The limitation: Once the post is live, you don't own it. You can't run it as an ad (without specific usage rights negotiated upfront). You can't repurpose it. The value is largely in that moment of exposure.

UGC: What It Is and When It Works

UGC (User-Generated Content) in the marketing context means hiring creators to produce content assets that you own and use on your own channels. The creator's audience is irrelevant — you're not paying for their reach, you're paying for their skill as a content producer.

The deliverable is a video or photo that looks authentic (because it is) but is made specifically to the brand's brief. You then use that content as organic social posts, website imagery, or most commonly, paid social ads.

UGC works best when:

  • You're running paid social ads and need authentic-looking creative
  • Your current ads look too "produced" and aren't converting
  • You want a library of content to use over time
  • You need multiple creative variations to test
  • You have a smaller budget and need to make it stretch

The advantage: You own it. You can run it as an ad, use it on your website, repurpose it across platforms, and keep using it indefinitely. One $500 UGC video can run as a Facebook ad for six months.

The Combination Strategy (What Smart NZ Brands Are Doing)

The most effective approach isn't choosing one or the other — it's using both strategically:

  1. Hire a UGC creator to produce authentic content you own (production)
  2. Brief an influencer with an engaged NZ audience to post about your brand (distribution)
  3. Take the best-performing organic posts and turn them into paid ads (amplification)

This three-step approach gives you owned content assets, organic reach, and scalable paid distribution — without needing an agency to manage any of it.

Which One Should Your NZ Brand Start With?

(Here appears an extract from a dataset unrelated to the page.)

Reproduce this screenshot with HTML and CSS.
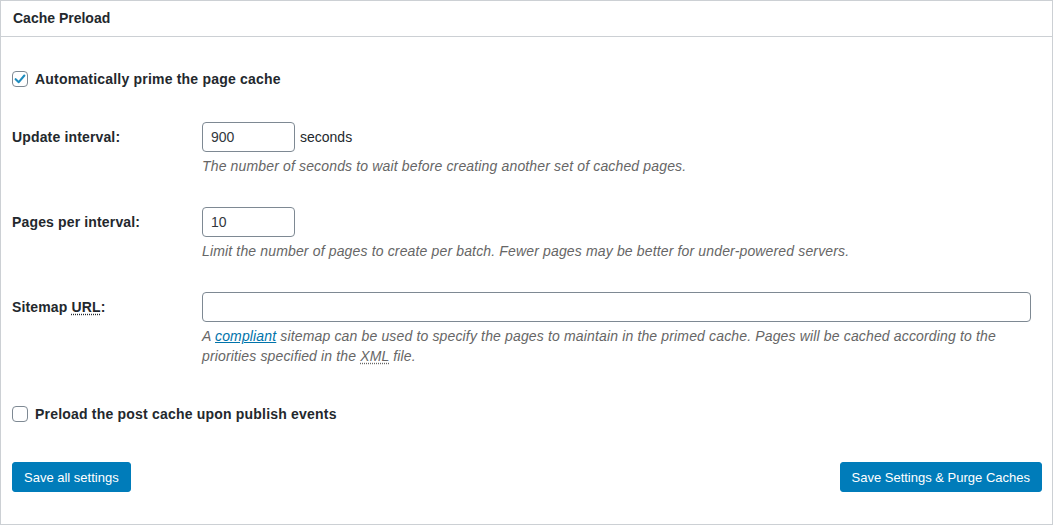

If you're just getting started with creator marketing, here's a simple decision framework:

Start with UGC if:

  • You're already running paid ads but your creative feels flat
  • You don't have a clear "target creator audience" yet
  • You want assets you can control and repurpose
  • Your budget is under $500

Start with influencer marketing if:

  • You're launching and need awareness fast
  • You know exactly who your customer is and can find a creator with that audience
  • Your product is visual and experiential enough to drive organic engagement
  • You can provide a product/experience that the creator will genuinely love

For most NZ small businesses, UGC is the lower-risk starting point. It doesn't depend on a creator's follower count, it produces assets you own, and it's more predictable. Once you know what content works, you can find influencers who can scale it.